Uma Vega é um prado, num vale. Vega Maor está bem encaixado entre a rocha, numa explosão de verde. Por ali passam pastores, que chegam desde Covadonga pela Ruta de la Reconquista. Vimos alguns currais básicos, casas de pedra e 3 burros amarrados e comunicativos, mas nenhuma pessoa. Na descida desde o refúgio fomos assistindo à dança dos pássaros em bando contra um céu que se mantinha limpo. Tinham-me falado muito das névoas dos Picos, que chegam de repente e abafam tudo, mas, até ali, só azul. Depois de apanharmos a sinalização da rota, atravessámos o prado e fomos sair entre duas paredes de rocha, onde começava a descer.
Aí sim, percebi. Em cinco minutos estávamos metidos numa nuvem, que vimos rolar na nossa direcção. Preferia a visibilidade total, mas aquele ambiente também lhe dava encanto.
Seguimos um trilho que parecia óbvio de tão bem marcado. Demos de caras com um grupo de vacas e um boi enorme que insistia em ficar parado mesmo no caminho, ora a pastar, ora a olhar para nós. Não sei muito bem qual a docilidade daqueles bichos e aquele metia respeito. Fomos parando e avançando ao ritmo dele, mantendo uma distância de segurança, mas percebemos, ao chegar a um precipício, que se calhar não era por ali.
O mapa não era bem claro e havia dois ou três trilhos no chão. Provavelmente mais caminho de vacas e pastores. Perdemos algum tempo, mas lá demos com os sinais da rota. Meia hora depois, o mesmo. As marcas desapareceram, viam-se trilhos vários que se juntavam e a névoa cada vez mais densa. Estávamos bem de tempo, mas confusos. Parámos a comer qualquer coisa e descansar um bocado e eu fui explorar alguns dos trilhos a ver onde iam dar. O GPS não se decidia sobre onde estávamos realmente e dava-nos como muito desviados da rota, mas não entendíamos como é que isso tinha acontecido. Confesso alguma tensão. Não gosto de me sentir perdida e aquela névoa toda começava a assustar-me. Mas sentia-me bem fisicamente e, depois de alguns zig-zags nos trilhos, lá percebemos que iam todos dar ao que parecia o caminho. Confirmou-se. Suspirei de alivio quando vi as manchas branca e vermelha pintadas no muro que íamos atravessar.

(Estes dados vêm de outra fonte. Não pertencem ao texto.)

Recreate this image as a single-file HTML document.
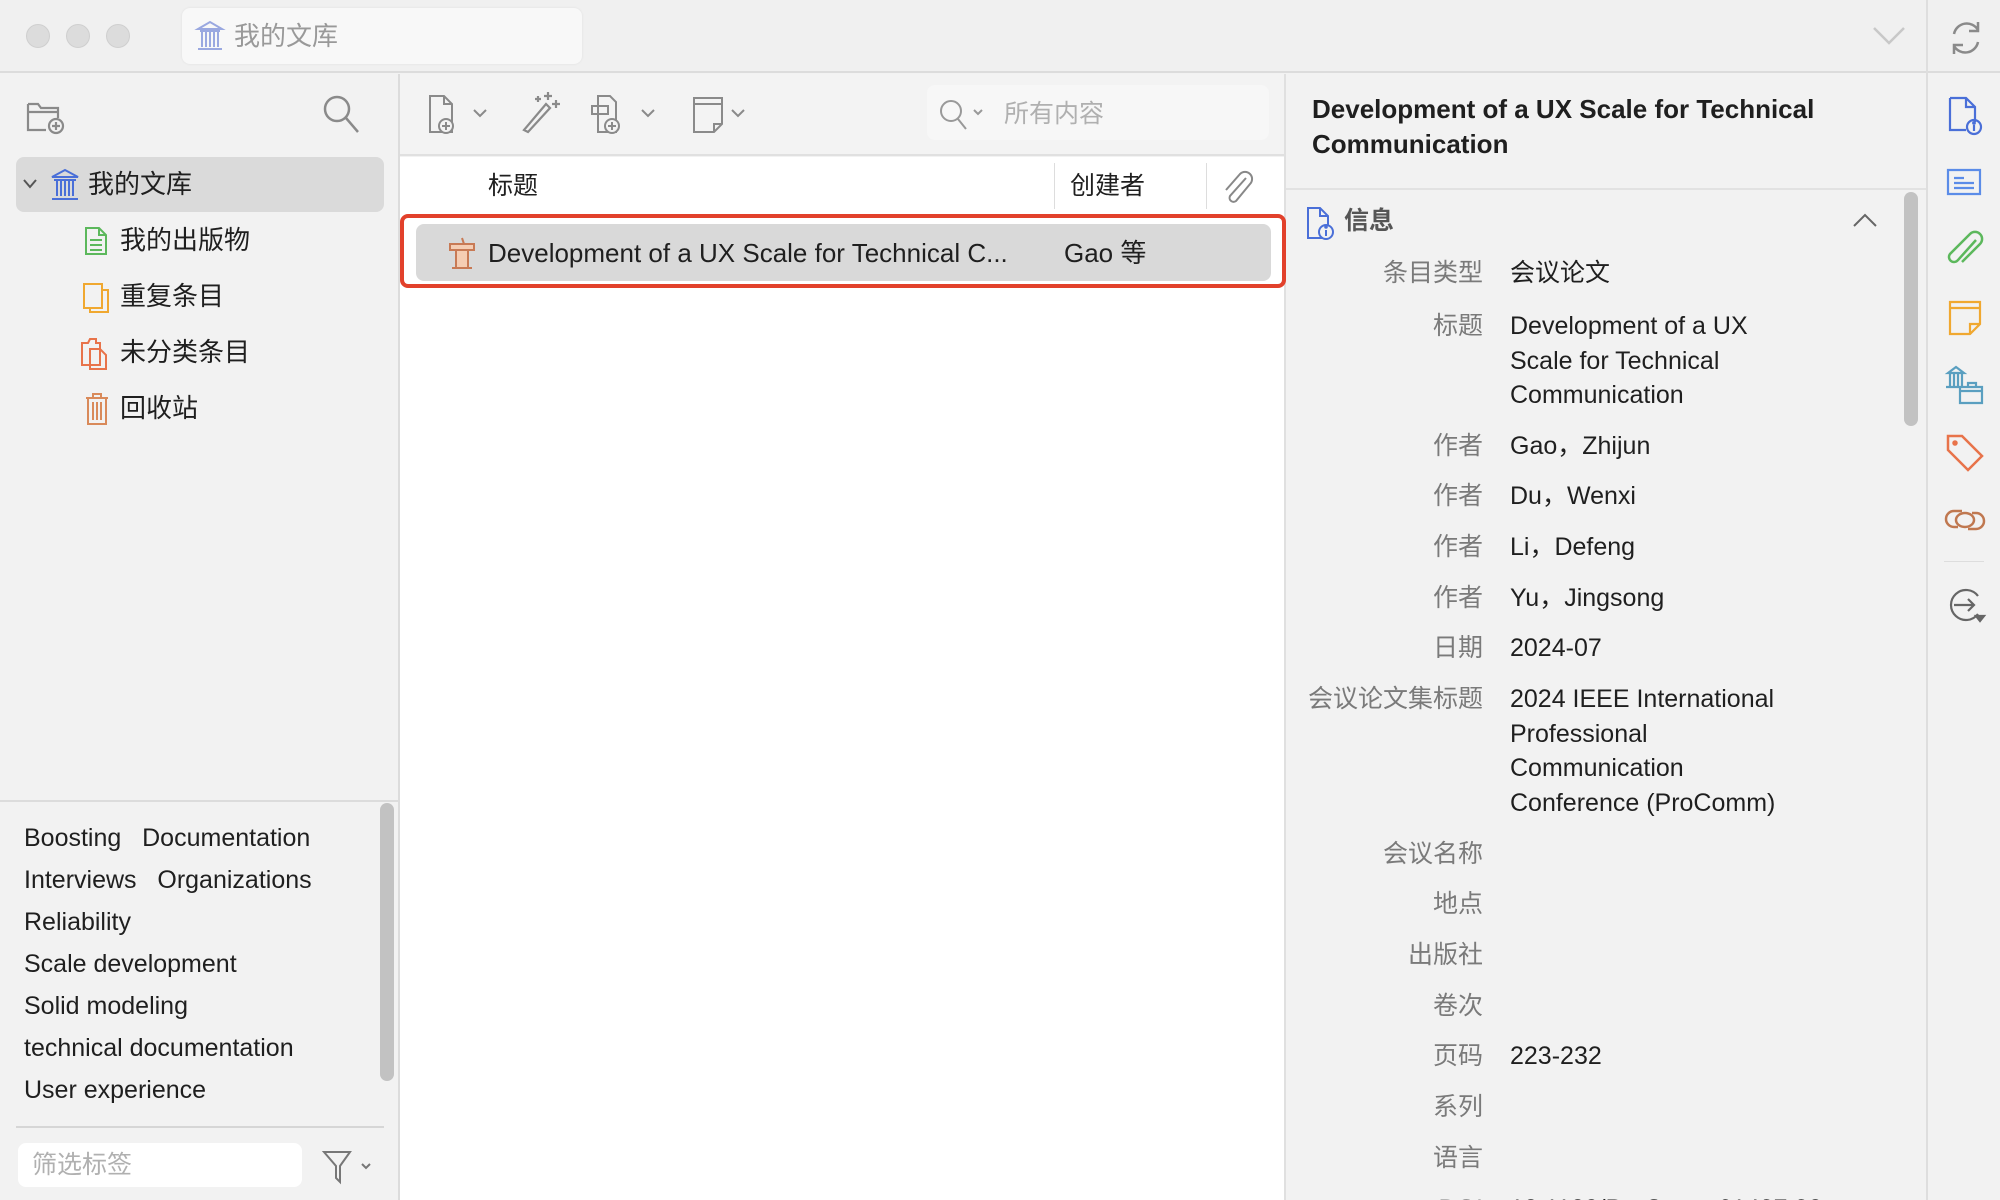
<!DOCTYPE html>
<html style="width:2000px;height:1200px;overflow:hidden"><head><meta charset="utf-8"><style>
*{margin:0;padding:0;box-sizing:border-box}
body{width:2000px;height:1200px;overflow:hidden;background:#f2f2f2;font-family:"Liberation Sans","Noto Sans CJK SC",sans-serif;color:#1f1f1f;position:relative}
.a{position:absolute}
.t{font-size:25px;white-space:nowrap;line-height:30px}
.lbl{position:absolute;right:0;width:220px;text-align:right;color:#7a7a7a;font-size:25px;line-height:30px}
.val{position:absolute;left:230px;width:290px;font-size:25px;line-height:34.5px;color:#1f1f1f}
svg{position:absolute;overflow:visible}
</style></head><body>
<!-- title bar -->
<div class="a" style="left:0;top:0;width:2000px;height:73px;background:#f0f0f0;border-bottom:2px solid #dcdcdc"></div>
<div class="a" style="left:26px;top:24px;width:24px;height:24px;border-radius:50%;background:#dcdcdc;border:1px solid #cfcfcf"></div>
<div class="a" style="left:66px;top:24px;width:24px;height:24px;border-radius:50%;background:#dcdcdc;border:1px solid #cfcfcf"></div>
<div class="a" style="left:106px;top:24px;width:24px;height:24px;border-radius:50%;background:#dcdcdc;border:1px solid #cfcfcf"></div>
<div class="a" style="left:182px;top:8px;width:400px;height:56px;background:#f8f8f8;border-radius:8px;box-shadow:0 0 2px #ddd"></div>
<svg style="left:196px;top:20px" width="28" height="32" viewBox="0 0 28 32" fill="none" stroke="#9aa8e0" stroke-width="2"><path d="M2 9 L14 2 L26 9 Z M4 11h20 M6 12v15 M10 12v15 M14 12v15 M18 12v15 M22 12v15 M2 29h24"/></svg>
<div class="a t" style="left:234px;top:21px;color:#999;font-size:26px">我的文库</div>
<svg style="left:1872px;top:26px" width="34" height="20" fill="none" stroke="#c8c8c8" stroke-width="2.5"><path d="M2 2 L17 17 L32 2"/></svg>
<div class="a" style="left:1926px;top:0;width:2px;height:1200px;background:#dedede"></div>
<svg style="left:1948px;top:18px" width="36" height="40" fill="none" stroke="#8a8a8a" stroke-width="2.5"><path d="M6 16 A13 13 0 0 1 30 12 M30 4v9h-9 M30 24 A13 13 0 0 1 6 28 M6 36v-9h9"/></svg>

<!-- left sidebar -->
<div class="a" style="left:398px;top:74px;width:2px;height:1126px;background:#dcdcdc"></div>
<svg style="left:26px;top:96px" width="40" height="40" fill="none" stroke="#8a8a8a" stroke-width="2.2"><path d="M2 8h10l3 4h17v10 M2 8v26h18 M2 16h30"/><circle cx="30" cy="30" r="7"/><path d="M30 26v8M26 30h8"/></svg>
<svg style="left:322px;top:94px" width="40" height="40" fill="none" stroke="#8a8a8a" stroke-width="2.5"><circle cx="15" cy="15" r="12"/><path d="M24 24l12 14"/></svg>
<div class="a" style="left:16px;top:157px;width:368px;height:55px;background:#dadada;border-radius:8px"></div>
<svg style="left:22px;top:178px" width="16" height="12" fill="none" stroke="#555" stroke-width="2"><path d="M2 2l6 7 6-7"/></svg>
<svg style="left:50px;top:168px" width="30" height="34" fill="none" stroke="#4a6fd8" stroke-width="2"><path d="M2 9 L15 2 L28 9 Z M4 12h22 M7 13v15 M11 13v15 M15 13v15 M19 13v15 M23 13v15 M2 31h26"/></svg>
<div class="a t" style="left:88px;top:169px;font-size:26px">我的文库</div>
<svg style="left:84px;top:226px" width="24" height="30" fill="none" stroke="#5cb85c" stroke-width="2"><path d="M2 2h13l7 7v19H2Z M15 2v7h7 M6 14h12 M6 19h12 M6 24h12"/></svg>
<div class="a t" style="left:120px;top:225px;font-size:26px">我的出版物</div>
<svg style="left:82px;top:282px" width="28" height="32" fill="none" stroke="#f0a830" stroke-width="2"><path d="M2 2h18v24H2Z M8 26v4h18V8h-6"/></svg>
<div class="a t" style="left:120px;top:281px;font-size:26px">重复条目</div>
<svg style="left:80px;top:337px" width="32" height="34" fill="none" stroke="#e8734a" stroke-width="2"><path d="M2 6h6l2-4h6v4h4v22H2Z M10 12h10l6 6v14H10Z"/></svg>
<div class="a t" style="left:120px;top:337px;font-size:26px">未分类条目</div>
<svg style="left:84px;top:392px" width="26" height="34" fill="none" stroke="#d98a5a" stroke-width="2"><path d="M2 6h22 M9 6V2h8v4 M4 6v26h18V6 M9 10v18 M13 10v18 M17 10v18"/></svg>
<div class="a t" style="left:120px;top:393px;font-size:26px">回收站</div>

<div class="a" style="left:0;top:800px;width:398px;height:2px;background:#dcdcdc"></div>
<div class="a" style="left:380px;top:803px;width:14px;height:278px;background:#c2c2c2;border-radius:7px"></div>
<div class="a t" style="left:24px;top:823px;font-size:25px">Boosting&nbsp;&nbsp;&nbsp;Documentation</div>
<div class="a t" style="left:24px;top:865px;font-size:25px">Interviews&nbsp;&nbsp;&nbsp;Organizations</div>
<div class="a t" style="left:24px;top:907px;font-size:25px">Reliability</div>
<div class="a t" style="left:24px;top:949px;font-size:25px">Scale development</div>
<div class="a t" style="left:24px;top:991px;font-size:25px">Solid modeling</div>
<div class="a t" style="left:24px;top:1033px;font-size:25px">technical documentation</div>
<div class="a t" style="left:24px;top:1075px;font-size:25px">User experience</div>
<div class="a" style="left:16px;top:1126px;width:368px;height:2px;background:#d6d6d6"></div>
<div class="a" style="left:18px;top:1143px;width:284px;height:44px;background:#fff;border-radius:8px"></div>
<div class="a t" style="left:32px;top:1150px;color:#b0b0b0">筛选标签</div>
<svg style="left:322px;top:1150px" width="50" height="34" fill="none" stroke="#777" stroke-width="2"><path d="M2 2h26L18 16v16l-4-4V16Z M40 14l4 4 4-4"/></svg>

<!-- middle -->
<div class="a" style="left:400px;top:74px;width:884px;height:82px;background:#f3f3f3;border-bottom:2px solid #e0e0e0"></div>
<div class="a" style="left:400px;top:157px;width:884px;height:1043px;background:#fff"></div>
<div class="a" style="left:1284px;top:74px;width:2px;height:1126px;background:#e0e0e0"></div>
<svg style="left:428px;top:94px" width="64" height="44" fill="none" stroke="#8a8a8a" stroke-width="2"><path d="M2 2h14l8 8v28H2Z M16 2v8h8"/><circle cx="18" cy="32" r="7" fill="#f3f3f3"/><path d="M18 28v8M14 32h8 M46 16l6 6 6-6"/></svg>
<svg style="left:520px;top:90px" width="42" height="44" fill="none" stroke="#8a8a8a" stroke-width="2.2"><path d="M4 40L26 14l4 4L8 42Z M28 2v8M24 6h8 M36 10v8M32 14h8 M18 6v6M15 9h6"/></svg>
<svg style="left:590px;top:94px" width="66" height="44" fill="none" stroke="#8a8a8a" stroke-width="2"><path d="M8 2h12l6 6v30H8Z M2 12h16v8H2Z"/><circle cx="22" cy="32" r="7" fill="#f3f3f3"/><path d="M22 28v8M18 32h8 M52 16l6 6 6-6"/></svg>
<svg style="left:692px;top:96px" width="60" height="40" fill="none" stroke="#8a8a8a" stroke-width="2"><path d="M2 2h28v26l-8 8H2Z M2 8h28 M22 36v-8h8 M40 14l6 6 6-6"/></svg>
<div class="a" style="left:927px;top:85px;width:342px;height:55px;background:#f7f7f7;border-radius:8px"></div>
<svg style="left:938px;top:98px" width="52" height="34" fill="none" stroke="#999" stroke-width="2"><circle cx="13" cy="13" r="10"/><path d="M20 21l8 10 M36 12l4 4 4-4"/></svg>
<div class="a t" style="left:1004px;top:99px;color:#b0b0b0">所有内容</div>
<div class="a t" style="left:488px;top:171px">标题</div>
<div class="a" style="left:1054px;top:163px;width:1px;height:46px;background:#ddd"></div>
<div class="a t" style="left:1070px;top:171px">创建者</div>
<div class="a" style="left:1206px;top:163px;width:1px;height:46px;background:#ddd"></div>
<svg style="left:1222px;top:172px" width="30" height="34" fill="none" stroke="#888" stroke-width="2"><path d="M24 6L8 24a4 4 0 0 0 6 5L28 12a7 7 0 0 0-10-10L4 18"/></svg>
<div class="a" style="left:400px;top:214px;width:886px;height:74px;border:4px solid #e2412b;border-radius:8px"></div>
<div class="a" style="left:416px;top:224px;width:855px;height:57px;background:#d9d9d9;border-radius:8px"></div>
<svg style="left:448px;top:236px" width="28" height="34" fill="#f5cdb3" stroke="#c87a55" stroke-width="2"><path d="M2 8h24v6H2Z M8 14h12v18H8Z M4 32h20 M14 2l2 6" fill-rule="evenodd"/></svg>
<div class="a t" style="left:488px;top:238px;font-size:26px">Development of a UX Scale for Technical C...</div>
<div class="a t" style="left:1064px;top:238px;font-size:26px">Gao 等</div>

<!-- right pane -->
<div class="a t" style="left:1312px;top:92px;font-weight:bold;font-size:26px;line-height:35px;white-space:normal;width:560px">Development of a UX Scale for Technical Communication</div>
<div class="a" style="left:1286px;top:188px;width:640px;height:2px;background:#e2e2e2"></div>
<div class="a" style="left:1904px;top:192px;width:14px;height:234px;background:#c2c2c2;border-radius:7px"></div>
<svg style="left:1306px;top:206px" width="30" height="34" fill="none" stroke="#4a6fd8" stroke-width="2"><path d="M2 2h12l8 8v22H2Z M14 2v8h8"/><circle cx="20" cy="26" r="7" fill="#f2f2f2"/><path d="M20 24v6"/><circle cx="20" cy="21" r="0.8" fill="#4a6fd8"/></svg>
<div class="a t" style="left:1344px;top:206px;color:#555;font-weight:bold">信息</div>
<svg style="left:1852px;top:212px" width="26" height="16" fill="none" stroke="#666" stroke-width="2"><path d="M2 14L13 3l11 11"/></svg>

<div class="a" style="left:1263px;top:0;width:640px;height:1200px;overflow:hidden">
<div class="lbl" style="top:258px;right:420px">条目类型</div><div class="val" style="top:256px;left:247px">会议论文</div>
<div class="lbl" style="top:311px;right:420px">标题</div><div class="val" style="top:309px;left:247px">Development of a UX Scale for Technical Communication</div>
<div class="lbl" style="top:431px;right:420px">作者</div><div class="val" style="top:429px;left:247px">Gao，Zhijun</div>
<div class="lbl" style="top:481px;right:420px">作者</div><div class="val" style="top:479px;left:247px">Du，Wenxi</div>
<div class="lbl" style="top:532px;right:420px">作者</div><div class="val" style="top:530px;left:247px">Li，Defeng</div>
<div class="lbl" style="top:583px;right:420px">作者</div><div class="val" style="top:581px;left:247px">Yu，Jingsong</div>
<div class="lbl" style="top:633px;right:420px">日期</div><div class="val" style="top:631px;left:247px">2024-07</div>
<div class="lbl" style="top:684px;right:420px">会议论文集标题</div><div class="val" style="top:682px;left:247px;width:290px">2024 IEEE International<br>Professional<br>Communication<br>Conference (ProComm)</div>
<div class="lbl" style="top:839px;right:420px">会议名称</div>
<div class="lbl" style="top:889px;right:420px">地点</div>
<div class="lbl" style="top:940px;right:420px">出版社</div>
<div class="lbl" style="top:991px;right:420px">卷次</div>
<div class="lbl" style="top:1041px;right:420px">页码</div><div class="val" style="top:1039px;left:247px">223-232</div>
<div class="lbl" style="top:1092px;right:420px">系列</div>
<div class="lbl" style="top:1143px;right:420px">语言</div>
<div class="lbl" style="top:1194px;right:420px">DOI</div><div class="val" style="top:1192px;left:247px;white-space:nowrap">10.1109/ProComm61427.20</div>
</div>

<!-- right sidebar icons -->
<svg style="left:1948px;top:96px" width="34" height="40" fill="none" stroke="#4a6fd8" stroke-width="2.2"><path d="M2 2h16l9 9v15 M2 2v32h16 M18 2v9h9"/><circle cx="26" cy="31" r="7"/><path d="M26 29v6"/><circle cx="26" cy="27" r="0.8" fill="#4a6fd8"/></svg>
<svg style="left:1946px;top:168px" width="36" height="28" fill="none" stroke="#5b8ce8" stroke-width="2.2"><path d="M2 2h32v24H2Z M8 10h10 M8 15h20 M8 20h20"/></svg>
<svg style="left:1946px;top:230px" width="38" height="38" fill="none" stroke="#5cb85c" stroke-width="2.5"><path d="M30 10L12 30a5 5 0 0 1-8-6L24 4a7 7 0 0 1 10 10L16 32"/></svg>
<svg style="left:1948px;top:300px" width="34" height="36" fill="none" stroke="#f0a830" stroke-width="2.2"><path d="M2 2h30v22l-10 10H2Z M2 8h30 M22 34V24h10"/></svg>
<svg style="left:1944px;top:365px" width="40" height="40" fill="none" stroke="#5a9fc0" stroke-width="2.2"><path d="M4 8L12 2l8 6Z M6 9v12 M10 9v12 M14 9v12 M18 9v12 M2 22h18 M16 22h22v16H16Z M16 26h22 M24 22v-4h8v4"/></svg>
<svg style="left:1946px;top:434px" width="38" height="38" fill="none" stroke="#e8734a" stroke-width="2.5"><path d="M2 2h14l20 20-14 14L2 16Z"/><circle cx="9" cy="9" r="1.5" fill="#e8734a"/></svg>
<svg style="left:1944px;top:505px" width="42" height="30" fill="none" stroke="#c07850" stroke-width="2.5"><path d="M18 6H10a8 8 0 0 0 0 16h4 M24 24h8a8 8 0 0 0 0-16h-4"/><ellipse cx="21" cy="15" rx="9" ry="7"/></svg>
<div class="a" style="left:1944px;top:561px;width:40px;height:1px;background:#ddd"></div>
<svg style="left:1944px;top:586px" width="42" height="38" fill="none" stroke="#666" stroke-width="2.2"><path d="M34 10A15 15 0 1 0 34 28 M10 19h20 M24 13l6 6-6 6"/><path d="M32 30h8l-4 5Z" fill="#666"/></svg>
</body></html>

Daí para a frente, foi sempre a descer. Primeiro suavemente, por trilhos na erva até chegarmos ao canal de Culiembro.
A partir daí, 700 metros de desnível num quilómetro, em cascalho e pedras soltas. Nada para os dois gajos do trail que passaram por nós quais cabras montesas a saltitar e deslizar por ali abaixo. Se os vimos dois minutos, foi muito. “Eles não vão carregados”, disse o nosso orgulho ferido.
Os últimos quilómetros pela Ruta del Cares de volta a Caín foram já terreno conhecido.
Tínhamos, sem saber que fazia parte da nossa rota, percorrido o desfiladeiro todo no primeiro dia nos Picos.
Nesse dia apreciámos melhor a imponência daquela obra de engenharia (a rota foi criada na lateral da montanha aquando da construção de um canal de água para uma central hidroeléctrica), o seu entrosamento na rocha e a beleza da água verde translúcida do rio Cares.
Desabada na pousada em Caín, enquanto o Borja ressonava uma sesta, pensei em qual seria o apelo da montanha e das caminhadas, para além das vistas. E escrevi isto:
É o misto de superação e humildade. Até os ciclistas com pernas de aço sucumbem à sua vontade. E, no entanto, vai-nos deixando avançar sempre. Mais depressa ou com mais vagar, progredimos. Ela nivela-nos e reduz-nos à nossa pequenez. Ela eleva-nos acima das nuvens – e de nós próprios – antes de nos aplastar com subidas e (principalmente) descidas terroríficas. E quando chegamos cá abaixo, depois de termos estado acima de tudo, apesar do corpo batido e do orgulho machucado, sobra-nos o respeito e o deslumbre. E a vontade de subir uma vez mais.